Изменить размер шрифта - +

— У вас прямо-таки неуёмный аппетит…

И она хихикнула: коротко, весело и очень музыкально.

А потом были Моцарт и Бетховен, и Вивальди, и Корелли, и снова Моцарт — и я уже не удивлялся тому, что начинаю тревожиться, если она не заглядывает в магазин дольше пары дней. Странная девчонка, связавшая меня странными отношениями, где мне даже имя её неизвестно. Коллеги отпускали подколки, намёки, шутки в духе «хоть бы телефончик стрельнул» — а мне было всё равно. Я не решался ничего менять.

Я бы так и не решился, если бы не случай. Тоже самый обычный.

Она вбежала в магазин перед самым закрытием: я еле-еле успел отыскать на полках нужного ей Сен-Санса. И так получилось, что в промозглый февральский холод мы вышли вместе, а потом выяснили, что идти нам в одну сторону: мне до метро, ей домой.

Как сейчас помню фонари, плывущие в метели, машины, чихающие выхлопом в мёртвой снегопадной пробке на Садовом, злой ветер, змеёй ползущий под одежду… и ту автобусную остановку, где она вдруг всплеснула руками и без крика, без стона упала.

— Ой, — только и сказала тихо, когда я помог ей встать. — Простите, я такая неуклюжая…

— Ничего подобного, просто гололёд под снегом — опасная штука. Всё в порядке?

— Думаю, да, — она сделала шаг — и снова упала бы, если бы я не поддержал. — Ой…

— Что такое?

— Нога…

— Вот что, я вас доведу до дома, а там вызовете врача.

— Да ладно, тут недалеко, я…

— Раз недалеко, то тем более. Много времени не потеряю, — я согнулся в подобии поклона. — Обопритесь на меня. Держитесь за шею. Куда идти?

Она жила в невысоком старом доме, в одном из тех тихих переулочных двориков в самом центре, где ещё дышала старая Москва: здесь не слышен был шум городской суеты, лишь снег шелестел да скрипели под ветром качели на детской площадке. Дотащив девчонку до третьего этажа, я взял у неё ключи и открыл деревянную дверь с облупленной краской.

Нас встретила тишина. В квартире было темно.

— Когда ваши родители вернутся? — я щёлкнул выключателем и усадил её на пуфик.

— Я одна живу…

И тут я посмотрел в её лицо.
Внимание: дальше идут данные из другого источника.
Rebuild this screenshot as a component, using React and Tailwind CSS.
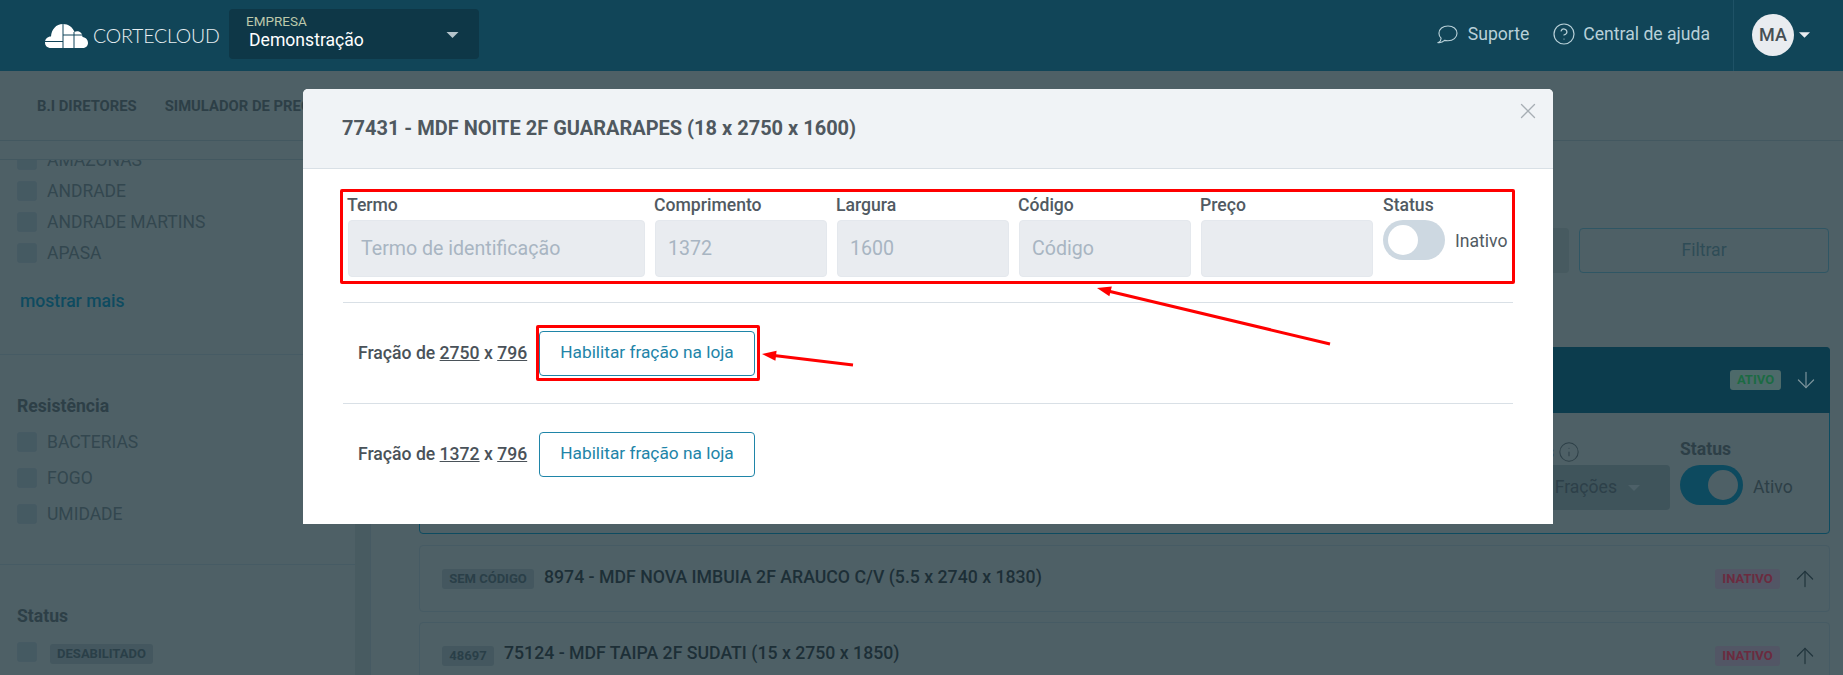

И впервые за этот вечер хорошенько её разглядел.

— Вам плохо?!

— Нет…

Она казалась совершенно больной. Бледнющая, губы сухие, глаза красные… И голос — несчастный-несчастный.

— Вы ложитесь, а я вызову «Скорую», — я помог ей снять сапожки. — Может, чаю сделать?

— Не надо «Скорую». А чай можно.

— Ну что вы как маленькая, вы же…

— Не надо!

Я взглянул в её затуманенные мольбой глаза — и кивнул:

— Не надо, так не надо. Давайте я вас до кровати провожу, хорошо?

Я уложил её на постель, заваленную мягкими игрушками, и накрыл пёстрым пледом.

— Вот и лежите. А я сейчас чаю сделаю и принесу, — выйду в подъезд и вызову медиков, говорил я про себя. — Что-нибудь ещё?

— Да, — она посмотрела на музыкальный центр, приткнувшийся на столе в углу. — Поставьте Сен-Санса.

— Нового? Ладно, — я быстро распечатал диск и вставил в привод. Щёлк, щёлк, пара кнопок — и из динамиков зазвучали знакомые до колик оркестровые аккорды «Интродукции», а затем нервный, вдохновенный голос солирующей скрипки: мии-ля… мии, ля-до-ми фаа-до…

— Спасибо!

— Я за чаем, — вышел и, быстро сориентировавшись в маленькой квартирке, направился на кухню.